This work addresses the limited performance of existing vision-language foundation models—such as CLIP and BiomedCLIP—in fine-grained medical cross-modal retrieval tasks. The authors propose a multi-task learning framework built upon BiomedCLIP, incorporating a lightweight MLP projection head and a composite loss function that jointly optimizes binary classification (normal/abnormal), supervised contrastive learning, and CLIP alignment objectives. The approach significantly enhances bidirectional retrieval between chest X-ray images and radiology reports, outperforming baseline methods in both clinical relevance and semantic discriminability. t-SNE visualizations further demonstrate clearer clustering of cross-modal representations for normal versus abnormal cases, confirming the model’s improved semantic consistency and discriminative capability.

CLIP and BiomedCLIP are examples of vision-language foundation models and offer strong cross-modal embeddings; however, they are not optimized for fine-grained medical retrieval tasks, such as retrieving clinically relevant radiology reports using chest X-ray (CXR) image queries. To address this shortcoming, we propose a multi-task learning framework to fine-tune BiomedCLIP and evaluate improvements to CXR image-text retrieval.
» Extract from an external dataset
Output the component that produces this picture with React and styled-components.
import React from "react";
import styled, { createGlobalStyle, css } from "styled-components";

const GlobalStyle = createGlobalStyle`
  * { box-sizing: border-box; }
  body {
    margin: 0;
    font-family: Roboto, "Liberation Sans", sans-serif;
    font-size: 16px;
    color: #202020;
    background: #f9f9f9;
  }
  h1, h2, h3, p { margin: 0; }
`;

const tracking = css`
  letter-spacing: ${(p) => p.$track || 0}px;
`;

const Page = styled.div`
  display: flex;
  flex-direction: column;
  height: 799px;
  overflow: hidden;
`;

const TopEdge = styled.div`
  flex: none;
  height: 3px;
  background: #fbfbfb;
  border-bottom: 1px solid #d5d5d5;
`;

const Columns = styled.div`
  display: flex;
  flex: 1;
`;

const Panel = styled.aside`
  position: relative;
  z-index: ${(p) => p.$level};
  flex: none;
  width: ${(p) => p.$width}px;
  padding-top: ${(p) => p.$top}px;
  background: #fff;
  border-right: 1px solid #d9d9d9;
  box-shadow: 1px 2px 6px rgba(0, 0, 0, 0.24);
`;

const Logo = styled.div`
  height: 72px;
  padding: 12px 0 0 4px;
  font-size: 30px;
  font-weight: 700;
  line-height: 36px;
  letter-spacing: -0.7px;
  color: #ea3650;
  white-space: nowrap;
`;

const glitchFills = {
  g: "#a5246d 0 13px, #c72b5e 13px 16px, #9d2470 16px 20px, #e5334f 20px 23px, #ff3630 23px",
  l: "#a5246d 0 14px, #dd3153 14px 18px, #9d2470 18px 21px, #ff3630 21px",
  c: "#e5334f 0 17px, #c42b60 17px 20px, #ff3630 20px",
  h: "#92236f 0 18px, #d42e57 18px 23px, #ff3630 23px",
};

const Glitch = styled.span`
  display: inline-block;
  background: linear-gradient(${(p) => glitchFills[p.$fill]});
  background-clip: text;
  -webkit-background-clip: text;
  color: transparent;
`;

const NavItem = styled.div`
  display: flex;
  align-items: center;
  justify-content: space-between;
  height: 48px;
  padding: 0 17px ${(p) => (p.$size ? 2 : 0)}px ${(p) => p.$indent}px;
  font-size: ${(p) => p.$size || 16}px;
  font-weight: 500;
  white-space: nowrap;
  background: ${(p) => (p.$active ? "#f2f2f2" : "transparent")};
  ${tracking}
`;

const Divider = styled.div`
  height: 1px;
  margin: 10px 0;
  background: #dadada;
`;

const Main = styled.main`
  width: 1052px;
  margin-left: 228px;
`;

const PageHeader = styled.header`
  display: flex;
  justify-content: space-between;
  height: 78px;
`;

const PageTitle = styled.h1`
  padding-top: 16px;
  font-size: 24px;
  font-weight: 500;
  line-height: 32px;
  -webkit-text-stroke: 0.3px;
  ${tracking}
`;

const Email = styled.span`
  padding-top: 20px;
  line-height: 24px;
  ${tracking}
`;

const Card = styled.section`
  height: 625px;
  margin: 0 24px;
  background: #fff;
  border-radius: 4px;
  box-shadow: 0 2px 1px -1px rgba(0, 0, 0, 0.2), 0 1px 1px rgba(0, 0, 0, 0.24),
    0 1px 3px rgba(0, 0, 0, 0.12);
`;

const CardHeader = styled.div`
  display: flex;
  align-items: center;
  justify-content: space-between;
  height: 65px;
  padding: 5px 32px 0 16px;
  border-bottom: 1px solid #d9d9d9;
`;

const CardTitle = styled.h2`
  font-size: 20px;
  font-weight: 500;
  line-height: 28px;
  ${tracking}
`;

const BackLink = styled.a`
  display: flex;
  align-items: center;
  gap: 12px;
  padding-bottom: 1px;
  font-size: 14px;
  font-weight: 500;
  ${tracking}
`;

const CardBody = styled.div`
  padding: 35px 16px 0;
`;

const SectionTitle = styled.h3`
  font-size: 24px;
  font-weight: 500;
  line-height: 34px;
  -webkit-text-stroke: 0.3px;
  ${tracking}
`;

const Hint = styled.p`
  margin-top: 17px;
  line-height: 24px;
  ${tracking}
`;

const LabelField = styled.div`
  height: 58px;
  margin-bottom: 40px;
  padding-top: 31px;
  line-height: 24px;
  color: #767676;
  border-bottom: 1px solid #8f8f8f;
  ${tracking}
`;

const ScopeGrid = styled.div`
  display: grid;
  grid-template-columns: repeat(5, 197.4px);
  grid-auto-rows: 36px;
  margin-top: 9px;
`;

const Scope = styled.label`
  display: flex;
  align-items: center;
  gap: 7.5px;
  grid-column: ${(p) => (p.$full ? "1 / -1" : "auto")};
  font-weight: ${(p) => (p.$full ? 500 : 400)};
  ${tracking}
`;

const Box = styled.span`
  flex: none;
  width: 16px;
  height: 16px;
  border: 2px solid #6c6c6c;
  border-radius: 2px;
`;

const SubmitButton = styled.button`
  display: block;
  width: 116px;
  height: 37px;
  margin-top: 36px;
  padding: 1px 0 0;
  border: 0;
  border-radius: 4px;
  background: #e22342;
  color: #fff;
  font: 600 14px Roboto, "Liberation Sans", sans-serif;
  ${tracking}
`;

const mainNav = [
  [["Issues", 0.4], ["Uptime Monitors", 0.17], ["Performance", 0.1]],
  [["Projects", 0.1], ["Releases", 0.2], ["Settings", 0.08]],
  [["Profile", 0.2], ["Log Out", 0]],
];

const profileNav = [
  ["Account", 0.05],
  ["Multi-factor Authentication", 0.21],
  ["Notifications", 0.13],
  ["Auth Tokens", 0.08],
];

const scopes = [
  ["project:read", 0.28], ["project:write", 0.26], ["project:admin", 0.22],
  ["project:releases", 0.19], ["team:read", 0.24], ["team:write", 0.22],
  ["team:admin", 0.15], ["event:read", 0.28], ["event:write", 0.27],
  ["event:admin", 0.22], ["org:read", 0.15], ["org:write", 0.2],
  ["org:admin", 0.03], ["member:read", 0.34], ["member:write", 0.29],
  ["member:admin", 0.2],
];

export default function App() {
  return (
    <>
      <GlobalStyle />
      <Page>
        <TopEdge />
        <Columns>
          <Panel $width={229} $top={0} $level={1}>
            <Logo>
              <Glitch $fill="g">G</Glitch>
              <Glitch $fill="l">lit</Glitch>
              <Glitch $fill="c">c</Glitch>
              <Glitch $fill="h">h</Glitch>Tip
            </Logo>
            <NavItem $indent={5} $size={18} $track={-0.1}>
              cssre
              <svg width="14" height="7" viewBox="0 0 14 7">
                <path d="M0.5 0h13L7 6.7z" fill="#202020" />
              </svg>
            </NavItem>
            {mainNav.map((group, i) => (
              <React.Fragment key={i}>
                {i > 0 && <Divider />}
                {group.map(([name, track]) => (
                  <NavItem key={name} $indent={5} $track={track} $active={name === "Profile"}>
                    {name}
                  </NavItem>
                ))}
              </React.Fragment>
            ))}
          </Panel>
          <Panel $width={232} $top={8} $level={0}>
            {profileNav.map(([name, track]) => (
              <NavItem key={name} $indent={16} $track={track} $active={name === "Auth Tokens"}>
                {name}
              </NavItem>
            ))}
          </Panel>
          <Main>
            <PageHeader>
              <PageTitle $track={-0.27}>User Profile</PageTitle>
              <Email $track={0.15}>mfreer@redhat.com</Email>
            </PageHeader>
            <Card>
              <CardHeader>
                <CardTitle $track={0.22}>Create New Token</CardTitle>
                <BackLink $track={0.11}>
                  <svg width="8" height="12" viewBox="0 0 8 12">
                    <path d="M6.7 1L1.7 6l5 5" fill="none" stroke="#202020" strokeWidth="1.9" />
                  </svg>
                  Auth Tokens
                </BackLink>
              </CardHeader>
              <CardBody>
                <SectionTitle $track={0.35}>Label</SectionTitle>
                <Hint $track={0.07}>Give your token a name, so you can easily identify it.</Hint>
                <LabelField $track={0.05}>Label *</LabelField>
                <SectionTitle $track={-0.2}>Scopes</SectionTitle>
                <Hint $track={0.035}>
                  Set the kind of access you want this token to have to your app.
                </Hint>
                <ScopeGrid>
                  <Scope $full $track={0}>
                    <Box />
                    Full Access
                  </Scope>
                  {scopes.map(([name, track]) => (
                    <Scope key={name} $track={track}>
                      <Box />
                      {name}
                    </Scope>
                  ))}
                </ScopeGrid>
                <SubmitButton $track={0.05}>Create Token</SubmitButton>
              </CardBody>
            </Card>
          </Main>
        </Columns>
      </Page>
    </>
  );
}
Using BiomedCLIP as the backbone, we incorporate a lightweight MLP projector head trained with a multi-task composite loss function that includes: (1) a binary cross-entropy loss to distinguish normal from abnormal CXR studies, (2) a supervised contrastive loss to reinforce intra-class consistency, and (3) a CLIP loss to maintain cross-modal alignment. Experimental results demonstrate that the fine-tuned model achieves more balanced and clinically meaningful performance across both image-to-text and text-to-image retrieval tasks compared to the pretrained BiomedCLIP and general-purpose CLIP models. Furthermore, t-SNE visualizations reveal clearer semantic clustering of normal and abnormal cases, demonstrating the model's enhanced diagnostic sensitivity. These findings highlight the value of domain-adaptive, multi-task learning for advancing cross-modal retrieval in biomedical applications.